Les cornes sur l’affiche rappelleront les Belzébuths qui se sont introduits au Capitole en 2020. Sorte d’anticipation horrifique et dystopique d’un réel qui surclasse la fiction; l’idée ô combien outrageante au cœur de la saga American Nightmare, portait sur grand écran les fabulations de patriotes extrémistes dans un éclat scénaristique cinglant. Une prédiction pour nous mettre en garde, une vision des États-Unis qui n’aurait rien à envier aux prophéties urbaines de John Carpenter, The Forever Purge s’annonçait comme une ultime vision d’effroi alors que la purge s’embrase. Suffisant pour convaincre? Rien n’est moins sûr.

Adela et Juan (impeccablement campés par le tandem Ana de la Reguera et Tenoch Huerta) se font les instigateurs du sempiternel, et pourtant très actuel, dilemme qui oppose la terre des Pères fondateurs à sa frontière mexicaine. Sa Majesté le mur est maintenant terminée. Alors c’est à pied et en sous-terrain que l’exode vers le Texas ouvre le métrage de Everardo Gout. Une fois de l’autre côté du miroir, le duo se confronte à une société de castes racistes avec d’un côté les riches blancs tout puissants qui ferment les yeux, et de l’autre, les blancs surpuissants qui paradent en panzer après minuit.
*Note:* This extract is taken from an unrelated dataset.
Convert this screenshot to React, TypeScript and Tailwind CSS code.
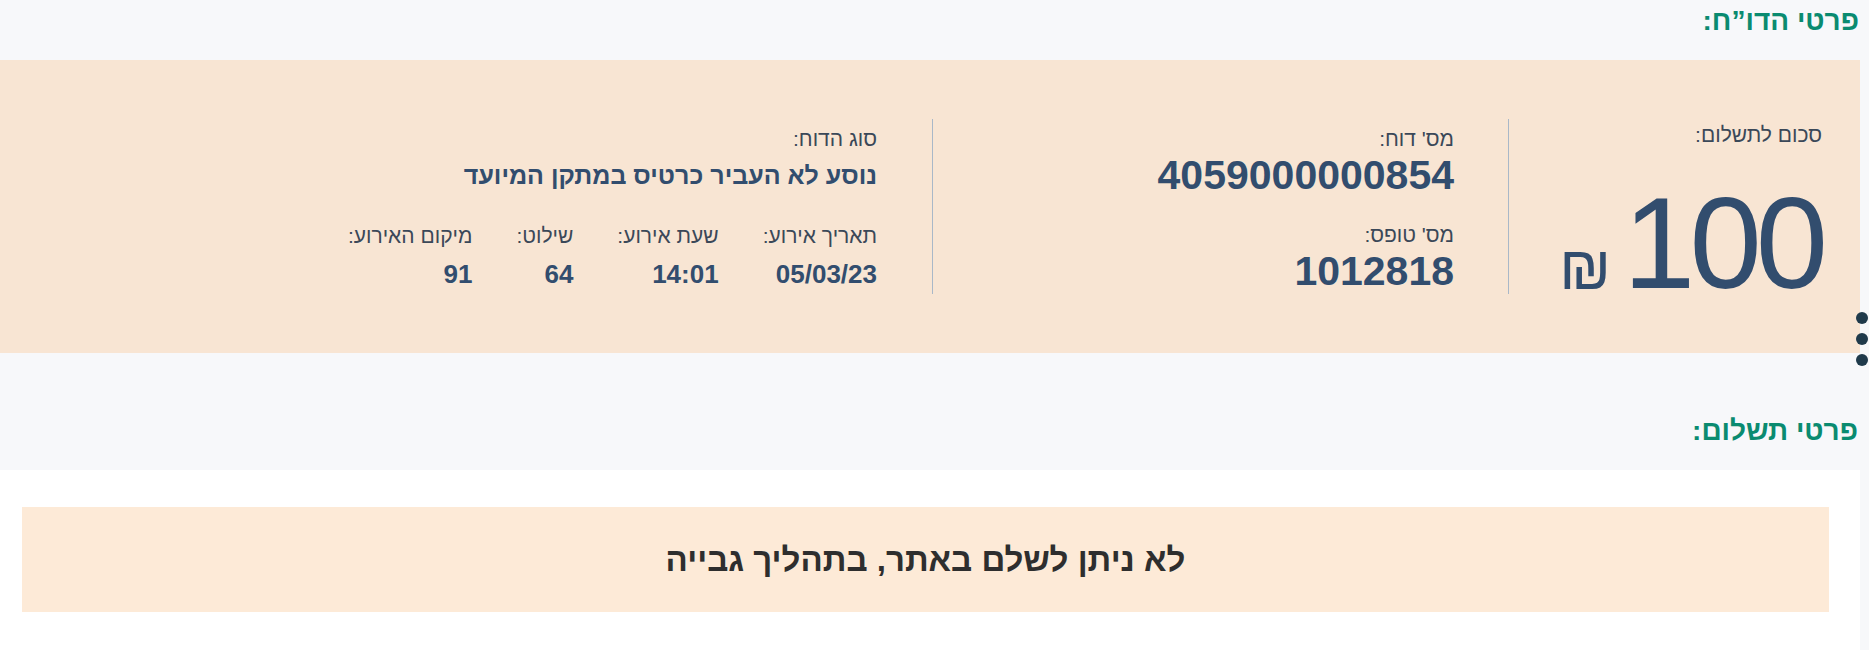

À son arrivée dans le ranch, et alors que Juan vient de prouver ses talents de dompteur dans une jolie séquence, on entendra «c’est parce que je suis un cowboy mexicain qu’il ne m’aime pas», et la famille Tucker (et surtout le fils, raciste et misogyne, incarné par Will Patton) devra composer avec Adela et Juan pour passer la frontière qui se referme à El Passo, tenter de survivre à la purge et donner naissance au nouveau maillon de la fratrie Tucker. Les voilà à bord d’un gros camion, façon «Hot Wheels», pour accomplir une mission de sauvetage d’un genre «Escape from L.A» croisée à «Zombieland» et notre équipage de fortune dégomme des complotistes armés jusqu’au sang sur les routes du Texas. Direction la case départ, la terre promise est devenue «l’enfer» de Boch.

Une mise en abyme très manichéenne (cf: la vue satellite en tomber de rideau) et didactique qui, sous couvert d’avoir américanisé le sujet prétendrait avoir démystifié la montée du nationalisme ambiant. Suffirait-il alors de pointer l’horreur du doigt (et pour la cinquième fois) pour la combattre? Aussi brûlante soit l’actualité, The Forever Purge n’est ni concret, ni vibrant, ni véritablement envoûtant. La saga devient alors ce curieux train fantôme, presque anxiogène, à l’horreur manifeste et aux petits accents de «torture porn».

Loin du pamphlet magnifique, il nous manquera l’art, la manière, la poésie d’un George A. Romero ou l’ironie d’un Robert Rodiguez. Everardo Gout (qui est passé par Romeo + Juliet et qui signe ici son premier gros projet d’envergure pour le cinéma) signe pourtant 1 h 30 d’une réalisation solide, mais il reste un problème de fond. En effet, si certains évènements récents, comme l’attentat de Charlottesville en Virginie, ou l’invasion du Capitole, nous montrent bien que la purge n’a nullement besoin de l’aval explicite des gouvernements, c’est à se demander si finalement American Nightmare n’a pas toujours été que la ronflante anticipation d’une actualité déjà dépassée.